Years later I would wonder if we should have taken him to the hospital to check him for hypothermia, but my grandpa and uncles were from an older school and must have thought he would be fine. But grandpa did go down several times over a couple days to check on him. Over time, when this story would come up, my mom would often say I probably saved Ol’ Pete’s life that night. It’s funny how I’ve never really thought of it that way. I was as frightened as a little boy could be and I didn’t feel much like a hero. But it is strange to think about how many things had to happen in order for me to find him down there. Like the item that suddenly needed fetching from my folks house; my decision to take the road instead of the trail; what caused me to resist the urge to run when I was frightened beyond belief; the wind blowing my hood off at the right moment so I could hear where the sounds were coming from. I don’t think I was the hero in this instance; there were other forces at work.
I think Ol’ Pete finally passed away just a few years later after my mom moved us out to the Willamette valley in 1971. I often wondered; if I really did save his life that night, was it the life of a lonely alcoholic leading an existence of little meaning or purpose; or a life that was like a self-imposed march through purgatory for past sins and indiscretions? I didn’t realize how much I needed to try and understand. But then one day, nearly 40 years later, my mom was showing me some old newspaper clippings from Toledo when I happened upon a story about a war veteran. I realized it was about Ol’ Pete. It outlined how he served with distinction in WWI and was well known in the town of Toledo. He also took part in a mob that ran Japanese families out of Toledo in 1925 but reportedly worked later to make amends. It didn’t say much about how he ended up alone in a float house on the Yaquina bay, dedicated to his daily trip by foot, but it was clear he lived a life much deeper and complex than any of us realized. Maybe my grandpa knew; which might explain why he continued to look after Pete despite his loathing of anyone who drank to excess. Life is unpredictable and complicated; our perceptions about people, or judgments of their past, is often, narrowly defined by our own experiences.

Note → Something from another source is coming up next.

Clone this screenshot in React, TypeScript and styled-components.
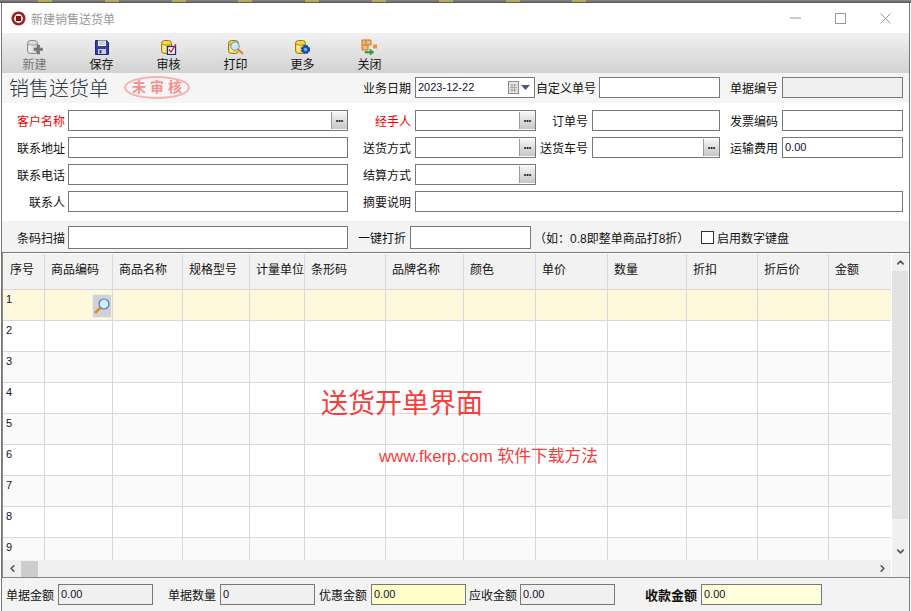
import styled, { createGlobalStyle } from "styled-components";
import { ChevronDown, ChevronLeft, ChevronRight, ChevronUp } from "lucide-react";

const GlobalStyle = createGlobalStyle`
  html, body {
    margin: 0;
    padding: 0;
    background: #fff;
    overflow: hidden;
  }
  * {
    box-sizing: border-box;
  }
`;

const FONT = `"Liberation Sans", "Noto Sans CJK SC", sans-serif`;

const Page = styled.div`
  width: 911px;
  height: 611px;
  display: flex;
  flex-direction: column;
  font-family: ${FONT};
  font-size: 12px;
  color: #111;
  overflow: hidden;
`;

const TopEdge = styled.div`
  height: 3px;
  flex: none;
  background: linear-gradient(#8a8a8a, #555);
`;

// 뒤쪽 창이 살짝 보이는 부분
const BackWindow = styled.div`
  width: 552px;
  height: 2px;
  margin-left: 38px;
  background: repeating-linear-gradient(
    90deg,
    #b9a95a 0 14px,
    transparent 14px 66.8px
  );
`;

const Frame = styled.div`
  flex: 1;
  width: 909px;
  margin-left: 1px;
  border-left: 1px solid #777;
  border-right: 1px solid #777;
  display: flex;
  flex-direction: column;
  min-height: 0;
`;

const TitleBar = styled.div`
  height: 30px;
  flex: none;
  background: #fff;
  display: flex;
  align-items: center;
  padding-left: 9px;
  gap: 5px;
  color: #999;
`;

const WindowControls = styled.div`
  margin-left: auto;
  padding-right: 1px;
  display: flex;
`;

const WindowControl = styled.div`
  width: 45px;
  height: 30px;
  display: flex;
  align-items: center;
  justify-content: center;
`;

const Toolbar = styled.div`
  height: 40px;
  flex: none;
  display: flex;
  background: linear-gradient(#f1f1f1, #d2d2d2);
`;

const ToolButton = styled.div<{ $disabled?: boolean }>`
  width: 67px;
  padding-top: 6px;
  display: flex;
  flex-direction: column;
  align-items: center;
  color: ${(p) => (p.$disabled ? "#777" : "#111")};
  line-height: 16px;
  &:first-child {
    margin-left: -1px;
  }
  svg {
    display: block;
    margin-bottom: 2px;
  }
`;

const HeaderBand = styled.div`
  height: 30px;
  flex: none;
  background: #f5f5f5;
  display: flex;
  align-items: center;
  padding-bottom: 1px;
`;

const FormTitle = styled.div`
  width: 122px;
  padding-left: 7px;
  font-size: 20px;
  font-weight: 300;
  color: #2e3644;
  white-space: nowrap;
  flex: none;
`;

const Stamp = styled.div`
  width: 66px;
  height: 23px;
  flex: none;
  border: 2px solid #f6b0b0;
  border-radius: 50%;
  color: #f29090;
  font-size: 14px;
  font-weight: 700;
  letter-spacing: 4px;
  text-indent: 4px;
  text-align: center;
  line-height: 18px;
  white-space: nowrap;
`;

const Form = styled.div`
  height: 118px;
  flex: none;
  background: #fff;
  padding-top: 7px;
  display: flex;
  flex-direction: column;
  gap: 6px;
`;

const Row = styled.div`
  display: flex;
  align-items: center;
  height: 21px;
`;

const Label = styled.div<{ $w: number; $gap?: number; $red?: boolean; $bold?: boolean }>`
  width: ${(p) => p.$w}px;
  margin-right: ${(p) => p.$gap ?? 4}px;
  flex: none;
  text-align: right;
  white-space: nowrap;
  color: ${(p) => (p.$red ? "#f00000" : "#111")};
  font-weight: ${(p) => (p.$bold ? 700 : 400)};
  font-size: ${(p) => (p.$bold ? 13 : 12)}px;
`;

const Input = styled.div<{ $w: number; $h?: number; $bg?: string }>`
  width: ${(p) => p.$w}px;
  height: ${(p) => p.$h ?? 21}px;
  flex: none;
  border: 1px solid #787878;
  background: ${(p) => p.$bg ?? "#fff"};
  display: flex;
  align-items: center;
  padding-left: 2px;
  padding-bottom: 1px;
  font-size: 11px;
  color: #101030;
  white-space: nowrap;
`;

const LookupButton = styled.div`
  margin-left: auto;
  width: 16px;
  height: 17px;
  background: linear-gradient(#f6f6f6, #c6c6c6);
  border-left: 1px solid #9a9a9a;
  display: flex;
  align-items: center;
  justify-content: center;
  font-size: 7px;
  font-weight: 700;
  line-height: 1;
  color: #222;
`;

const DatePickerIcons = styled.div`
  margin-left: auto;
  display: flex;
  align-items: center;
  gap: 1px;
  padding-right: 4px;
`;

const ScanBand = styled.div`
  height: 31px;
  flex: none;
  background: #f3f3f3;
  display: flex;
  align-items: center;
  padding-top: 1px;
`;

const Hint = styled.div`
  margin-left: 3px;
  width: 167px;
  white-space: nowrap;
  flex: none;
`;

const CheckBox = styled.div`
  width: 13px;
  height: 13px;
  border: 1px solid #333;
  background: #fff;
  margin-right: 3px;
  flex: none;
`;

const GridArea = styled.div`
  position: relative;
  height: 326px;
  flex: none;
  border-top: 1px solid #777;
  border-bottom: 1px solid #888;
  border-left: 1px solid #888;
  padding-top: 1px;
  background: #fff;
  display: flex;
`;

const GridMain = styled.div`
  width: 888px;
  flex: none;
  display: flex;
  flex-direction: column;
`;

const Table = styled.div`
  height: 306px;
  overflow: hidden;
  flex: none;
`;

const TableRow = styled.div<{ $kind: "head" | "active" | "odd" | "even" }>`
  display: grid;
  grid-template-columns: 42px 68px 70px 67px 55px 81px 78px 72px 72px 79px 71px 71px 62px;
  height: ${(p) => (p.$kind === "head" ? 36 : 31)}px;
  border-bottom: 1px solid #d8d8d8;
  background: ${(p) =>
    p.$kind === "head"
      ? "#f2f2f2"
      : p.$kind === "active"
        ? "#fdf8dc"
        : p.$kind === "odd"
          ? "#fafafa"
          : "#fff"};
`;

const HeadCell = styled.div<{ $first?: boolean; $last?: boolean }>`
  border-right: ${(p) => (p.$last ? "none" : "1px solid #d8d8d8")};
  padding: 0 0 6px ${(p) => (p.$first ? 7 : 6)}px;
  display: flex;
  align-items: center;
  white-space: nowrap;
  overflow: hidden;
`;

const Cell = styled.div<{ $last?: boolean }>`
  border-right: ${(p) => (p.$last ? "none" : "1px solid #d8d8d8")};
  display: flex;
  justify-content: flex-end;
  align-items: flex-end;
`;

const RowNumber = styled.div`
  width: 100%;
  height: 100%;
  padding: 2px 0 0 3px;
  font-size: 11px;
  line-height: 14px;
  color: #101030;
`;

const SearchButton = styled.div`
  width: 20px;
  height: 24px;
  margin-bottom: 2px;
  background: #d2d2d2;
  border: 1px solid #eee;
  display: flex;
  align-items: center;
  justify-content: center;
`;

const HScroll = styled.div`
  height: 17px;
  flex: none;
  background: #f0f0f0;
  display: flex;
  align-items: center;
  color: #555;
`;

const ScrollEnd = styled.div<{ $right?: boolean }>`
  width: 18px;
  height: 16px;
  flex: none;
  margin-left: ${(p) => (p.$right ? "auto" : 0)};
  display: flex;
  align-items: center;
  justify-content: center;
`;

const HThumb = styled.div`
  width: 17px;
  height: 16px;
  background: #cdcdcd;
`;

const VScroll = styled.div`
  width: 16px;
  flex: none;
  margin-left: 1px;
  background: #f0f0f0;
  display: flex;
  flex-direction: column;
  align-items: center;
  padding-bottom: 17px;
  color: #555;
`;

const VThumb = styled.div`
  width: 16px;
  height: 248px;
  background: #e2e2e2;
`;

const VScrollEnd = styled.div<{ $bottom?: boolean }>`
  height: 17px;
  width: 16px;
  display: flex;
  align-items: center;
  justify-content: center;
  margin-top: ${(p) => (p.$bottom ? "auto" : 0)};
`;

const OverlayTitle = styled.div`
  position: absolute;
  left: 318px;
  top: 131px;
  font-size: 27px;
  line-height: 40px;
  color: #f83d3d;
  white-space: nowrap;
`;

const OverlayLink = styled.div`
  position: absolute;
  left: 376px;
  top: 192px;
  font-size: 16.8px;
  line-height: 24px;
  color: #f83d3d;
  white-space: nowrap;
`;

const Footer = styled.div`
  flex: 1;
  background: #f3f3f3;
  padding-top: 6px;
`;

const CloseIcon = () => (
  <svg width="11" height="11" viewBox="0 0 11 11">
    <path d="M.5.5l10 10M10.5.5l-10 10" stroke="#999" fill="none" />
  </svg>
);

const AppLogo = () => (
  <svg width="15" height="15" viewBox="0 0 15 15">
    <circle cx="7.5" cy="7.5" r="7" fill="#a81c1c" />
    <circle cx="7.5" cy="7.5" r="4.4" fill="#fff" />
    <rect x="5" y="5" width="5" height="5" fill="#7a1414" />
  </svg>
);

const Cylinder = ({ fill, edge }: { fill: string; edge: string }) => (
  <>
    <rect x="1.5" y="1.5" width="10" height="13" rx="3" fill={fill} stroke={edge} />
    <path d="M2 5c2 1.6 7 1.6 9 0" fill="none" stroke={edge} strokeWidth=".8" />
    <rect x="3" y="6.5" width="2.5" height="6.5" fill="#fff" opacity=".55" />
  </>
);

const NewIcon = () => (
  <svg width="17" height="16" viewBox="0 0 17 16">
    <Cylinder fill="#dcdcdc" edge="#8a8a8a" />
    <path d="M8 9h3V6h2.500v3H16.500v2.500h-3V15H11v-3.500H8z" fill="#777" stroke="#666" strokeWidth=".5" />
  </svg>
);

const SaveIcon = () => (
  <svg width="14" height="16" viewBox="0 0 14 16">
    <path d="M.5 1.500h11l2 2v12H.5z" fill="#35409a" stroke="#20286e" />
    <rect x="3" y="1.500" width="8" height="5.500" fill="#f0f0f0" />
    <path d="M4 3h6M4 5h6" stroke="#aaa" />
    <rect x="3" y="10" width="8" height="5" fill="#c9cde8" />
    <rect x="4.500" y="11" width="2" height="3.500" fill="#35409a" />
  </svg>
);

const AuditIcon = () => (
  <svg width="17" height="16" viewBox="0 0 17 16">
    <Cylinder fill="#f6d648" edge="#9a7a10" />
    <rect x="7.500" y="7.500" width="8" height="8" fill="#fff" stroke="#1c2f90" strokeWidth="1.300" />
    <path d="M9 10.500l2 2.500 5-8" fill="none" stroke="#e02020" strokeWidth="1.400" />
  </svg>
);

const PrintIcon = () => (
  <svg width="17" height="16" viewBox="0 0 17 16">
    <Cylinder fill="#f6d648" edge="#9a7a10" />
    <circle cx="8" cy="7" r="4.200" fill="#cfe6fa" stroke="#6a8fc0" />
    <path d="M11 10l5 5" stroke="#d98a30" strokeWidth="2" />
  </svg>
);

const MoreIcon = () => (
  <svg width="17" height="16" viewBox="0 0 17 16">
    <Cylinder fill="#f6d648" edge="#9a7a10" />
    <circle cx="11.500" cy="10.500" r="3.800" fill="#1a5cc8" stroke="#0d3a90" strokeDasharray="2 1" strokeWidth="1.500" />
    <circle cx="11.500" cy="10.500" r="1.400" fill="#8cc0f5" />
  </svg>
);

const ExitIcon = () => (
  <svg width="17" height="16" viewBox="0 0 17 16">
    <path d="M1 1h9v5h-3v5H1z" fill="#f6b870" stroke="#c07a30" />
    <path d="M1 6h6M5 1v5" stroke="#c07a30" />
    <rect x="12" y="5.500" width="4" height="4" fill="#f09030" />
    <path d="M4 12.500h5V10l4 3.300-4 2.700v-2H4z" fill="#38a838" stroke="#1c7a1c" strokeWidth=".5" />
  </svg>
);

const CalendarIcon = () => (
  <svg width="12" height="13" viewBox="0 0 12 13">
    <rect x=".5" y=".5" width="10" height="12" fill="#e8e8e8" stroke="#8a8a8a" />
    <path d="M2 4h7M2 6.500h7M2 9h7M4 3v8M6.500 3v8" stroke="#a8a8a8" />
  </svg>
);

const DropArrow = () => (
  <svg width="9" height="5" viewBox="0 0 9 5">
    <path d="M0 0h9L4.500 5z" fill="#4a5a7a" />
  </svg>
);

const MagnifierIcon = () => (
  <svg width="18" height="18" viewBox="0 0 18 18">
    <circle cx="11" cy="7" r="5" fill="#d6ebfb" stroke="#3f7fc0" strokeWidth="1.200" />
    <path d="M7.500 10.500L2 16" stroke="#e08a28" strokeWidth="2.500" />
  </svg>
);

const Lookup = () => <LookupButton>•••</LookupButton>;

const tools = [
  { label: "新建", icon: <NewIcon />, disabled: true },
  { label: "保存", icon: <SaveIcon /> },
  { label: "审核", icon: <AuditIcon /> },
  { label: "打印", icon: <PrintIcon /> },
  { label: "更多", icon: <MoreIcon /> },
  { label: "关闭", icon: <ExitIcon /> },
];

const columns = [
  "序号",
  "商品编码",
  "商品名称",
  "规格型号",
  "计量单位",
  "条形码",
  "品牌名称",
  "颜色",
  "单价",
  "数量",
  "折扣",
  "折后价",
  "金额",
];

const rows = [1, 2, 3, 4, 5, 6, 7, 8, 9];

export default function App() {
  return (
    <Page>
      <GlobalStyle />
      <TopEdge>
        <BackWindow />
      </TopEdge>
      <Frame>
        <TitleBar>
          <AppLogo />
          <span>新建销售送货单</span>
          <WindowControls>
            <WindowControl>
              <svg width="11" height="2" viewBox="0 0 11 2">
                <path d="M0 1h11" stroke="#999" />
              </svg>
            </WindowControl>
            <WindowControl>
              <svg width="11" height="11" viewBox="0 0 11 11">
                <rect x=".5" y=".5" width="10" height="10" fill="none" stroke="#999" />
              </svg>
            </WindowControl>
            <WindowControl>
              <CloseIcon />
            </WindowControl>
          </WindowControls>
        </TitleBar>

        <Toolbar>
          {tools.map((tool) => (
            <ToolButton key={tool.label} $disabled={tool.disabled}>
              {tool.icon}
              <span>{tool.label}</span>
            </ToolButton>
          ))}
        </Toolbar>

        <HeaderBand>
          <FormTitle>销售送货单</FormTitle>
          <Stamp>未审核</Stamp>
          <Label $w={221}>业务日期</Label>
          <Input $w={120}>
            2023-12-22
            <DatePickerIcons>
              <CalendarIcon />
              <DropArrow />
            </DatePickerIcons>
          </Input>
          <Label $w={61} $gap={3}>
            自定义单号
          </Label>
          <Input $w={121} />
          <Label $w={58}>单据编号</Label>
          <Input $w={121} $bg="#f0f0f0" />
        </HeaderBand>

        <Form>
          <Row>
            <Label $w={63} $gap={3} $red>
              客户名称
            </Label>
            <Input $w={280}>
              <Lookup />
            </Input>
            <Label $w={63} $red>
              经手人
            </Label>
            <Input $w={121}>
              <Lookup />
            </Input>
            <Label $w={52}>订单号</Label>
            <Input $w={128} />
            <Label $w={58}>发票编码</Label>
            <Input $w={121} />
          </Row>
          <Row>
            <Label $w={63} $gap={3}>
              联系地址
            </Label>
            <Input $w={280} />
            <Label $w={63}>送货方式</Label>
            <Input $w={121}>
              <Lookup />
            </Input>
            <Label $w={52}>送货车号</Label>
            <Input $w={128}>
              <Lookup />
            </Input>
            <Label $w={58}>运输费用</Label>
            <Input $w={121}>0.00</Input>
          </Row>
          <Row>
            <Label $w={63} $gap={3}>
              联系电话
            </Label>
            <Input $w={280} />
            <Label $w={63}>结算方式</Label>
            <Input $w={121}>
              <Lookup />
            </Input>
          </Row>
          <Row>
            <Label $w={63} $gap={3}>
              联系人
            </Label>
            <Input $w={280} />
            <Label $w={63}>摘要说明</Label>
            <Input $w={488} />
          </Row>
        </Form>

        <ScanBand>
          <Label $w={63} $gap={3}>
            条码扫描
          </Label>
          <Input $w={280} $h={23} />
          <Label $w={58}>一键打折</Label>
          <Input $w={121} $h={23} />
          <Hint>（如：0.8即整单商品打8折）</Hint>
          <CheckBox />
          <span>启用数字键盘</span>
        </ScanBand>

        <GridArea>
          <GridMain>
            <Table>
              <TableRow $kind="head">
                {columns.map((name, i) => (
                  <HeadCell key={name} $first={i === 0} $last={i === columns.length - 1}>
                    {name}
                  </HeadCell>
                ))}
              </TableRow>
              {rows.map((n) => (
                <TableRow key={n} $kind={n === 1 ? "active" : n % 2 ? "odd" : "even"}>
                  {columns.map((name, i) => (
                    <Cell key={name} $last={i === columns.length - 1}>
                      {i === 0 && <RowNumber>{n}</RowNumber>}
                      {i === 1 && n === 1 && (
                        <SearchButton>
                          <MagnifierIcon />
                        </SearchButton>
                      )}
                    </Cell>
                  ))}
                </TableRow>
              ))}
            </Table>
            <HScroll>
              <ScrollEnd>
                <ChevronLeft size={11} strokeWidth={3.5} />
              </ScrollEnd>
              <HThumb />
              <ScrollEnd $right>
                <ChevronRight size={11} strokeWidth={3.5} />
              </ScrollEnd>
            </HScroll>
          </GridMain>
          <VScroll>
            <VScrollEnd>
              <ChevronUp size={11} strokeWidth={3.5} />
            </VScrollEnd>
            <VThumb />
            <VScrollEnd $bottom>
              <ChevronDown size={11} strokeWidth={3.5} />
            </VScrollEnd>
          </VScroll>
          <OverlayTitle>送货开单界面</OverlayTitle>
          <OverlayLink>www.fkerp.com 软件下载方法</OverlayLink>
        </GridArea>

        <Footer>
          <Row>
            <Label $w={52}>单据金额</Label>
            <Input $w={95} $bg="#f0f0f0">
              0.00
            </Input>
            <Label $w={63}>单据数量</Label>
            <Input $w={95} $bg="#f0f0f0">
              0
            </Input>
            <Label $w={52}>优惠金额</Label>
            <Input $w={95} $bg="#ffffc8">
              0.00
            </Input>
            <Label $w={51} $gap={3}>
              应收金额
            </Label>
            <Input $w={95} $bg="#f0f0f0">
              0.00
            </Input>
            <Label $w={82} $bold>
              收款金额
            </Label>
            <Input $w={121} $bg="#ffffdc">
              0.00
            </Input>
          </Row>
        </Footer>
      </Frame>
    </Page>
  );
}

As for me, it took 40 years to learn the lesson of that night. When I think of Pete now I prefer to imagine there was always a smile beneath that beard during those greetings. He wanted to live alone, making that walk nearly every day. His reasons for this life were his own and when he patted my head that day, it was clear he was happy for the chance to continue living it for just a bit longer. As for me, it would be convenient to say the experience of that stormy night helped me discover the secret to being a man but in truth, it was just one small step in my own complex journey. Such is life; a series of steps defined by the steps you took before and often, we don’t get to choose the path; many times we make bad choices; and we seem doomed to not fully understand events until enough distance is put between them; if we are to ever understand them at all. How we choose to deal with that is a personal thing. Pete was determined to dedicate his life to that daily walk and he was clearly happy with that. And during his walks, hands clasp behind his back, he would occasionally see a little boy and smile; and the little boy would smile back.